Laura L. Engel interviews San Diego Memoir Writers January 2022 Member of the Month, Tania Pryputniewicz  

LE: Tania, I am delighted to announce you are our January 2022 Member of the Month. Thank you for going above and beyond. We are so grateful for you. How did you first discover SDMWA? 

TP:  After I’d been teaching poetry for San Diego Writers, Ink for about four years, I took a memoir class from Marni Freedman and Tracy J Jones in 2018 and fell immediately and deeply in love with the community of writers bravely revealing themselves chapter by chapter as they worked towards completing their memoirs. That lead to attending the first Memoir Showcase, sponsored by SDMWA, and volunteering to help the team select essays for a number of the Shaking the Tree Anthologies. Several years later, I was thrilled to give a presentation for SDMWA members about how to use tarot to inspire memoir writing. During Q and A, I was once again drawn to the love and warmth of the members and the leadership. Most recently I had the honor of interviewing the 2021 Memoir Showcase winners for SDMWA. I love the interview as a form—I learn so much about each writer, their inspirations, and motivations. 

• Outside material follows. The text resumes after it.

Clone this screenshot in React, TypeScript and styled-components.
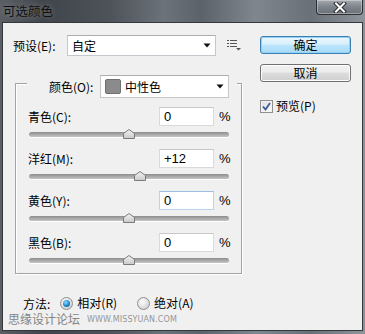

LE:  Tania, have you always been a writer? 

TP:  Yes—I can’t ever remember not experiencing that magical rush of joy that comes from facing the blank page and devoting time to listening, witnessing, and translating whatever is calling—in that moment—to be written. Writing has been the primary form through which I come to understand the world around me, the people I love (including those I don’t understand), and my own inner workings. I also love music and all forms of art, and it is a blessing to have a mode of expression I can use throughout my entire lifetime to grow and share. 

LE:  What impacts do you think writing classes have made on your writing? 

TP:   Writing classes have made a tremendous impact and fired my imagination—from the assignment to keep a journal of an imaginary voyage during early formative years when I lived on a commune, to an exercise using word webs given by a visiting poet during middle school on the Russian River, to encouragement to memorize poems in high school English classes, to thesis feedback from visiting professors and teachers during the years I earned an MFA from the Iowa Writers’ Workshop. The learning continues here in our community through powerful and dynamic poetry and memoir classes offered at San Diego Writers, Ink. Even when I feel confident and alive working in one genre, I love being inspired to try another. Such fertile forms arise at the border of genres (I’m thinking, for example, of sci-fi westerns and graphic novels told in memoir form). 

LE:  We’d love to hear about your current writing projects. 

TP:  I’m revising a memoir-in-poems titled, The Fool in the Corn, about my early childhood when I lived on an Illinois commune (forthcoming from Saddle Road Press, 2022); the manuscript explores spiritual identity, nature, and group and family dynamics against the backdrop of shifting internal and external environments. I’m also working on a companion volume to Heart’s Compass Tarot: Discover Tarot Journaling and Create Your Own Cards (that was published by Two Fine Crows Books in 2021).  

LE: You had a wonderful piece in our Shaking The Tree vol 3 anthology. Can you tell us about your story in the anthology? 

TP:  In Mom’s Night Out and the Trickster, I decided to try blending my poet-self with my tarot-reader self to craft an essay focusing on a challenge in my marriage. At the crossroads of a rave and a mom’s night out, I used a tarot reading to help me navigate the ways the situation stretched me past my comfort zone. Workshopping the essay to get it ready for submission, I learned that while poetry often works because an image will convey a message or hint at a meaning, in an essay, you must connect the dots more explicitly. For example, I reference a tarot card called the Trickster in the Daughters of the Moon deck. I couldn’t just describe the image of the woman wearing a coyote skin while she stalks the dessert floor and expect the reader to understand the symbolism—I had to rewrite the ending and spend a little more time on the takeaway in order to bring my readers with me.   

LE:  What are some of your favorite memoirs, Tania? Your favorite authors? 

TP:  Too many to name! But I do love Joan Didion’s Year of Magical Thinking, Helen MacDonald’s H is for Hawk, and both Liar’s Club and Lit by Mary Karr. I love The Choice by Dr. Edith Eger and Cheryl Strayed’s Wild. I’m looking forward to reading Joy Harjo’s Poet Warrior: A Memoir.  

LE:  Any advice for new writers?  

TP:  Keep writing and let yourself love what you write—listen to your heart. A writing class is only as constructive as it fits with where you are in your process. Early on it is much more helpful to meet with peers for mutual support, and then, when you are ready to dig into the nuts and bolts of craft, look for a workshop with an instructor whose teaching style matches your goals for your work. Take a variety! Enjoy!  

LE:  Tania, how can our members find you to learn more? 

TP:  Find me on my Social Media channels:  

Website: www.taniapryputniewicz.com 

Instagram: @heartscompasstarot 

Twitter: @TaniaPry 

Facebook: Heart’s Compass Tarot and Writing  

LE: Thank you again Tania. We are so delighted to honor you as our first Member of the Month in 2022!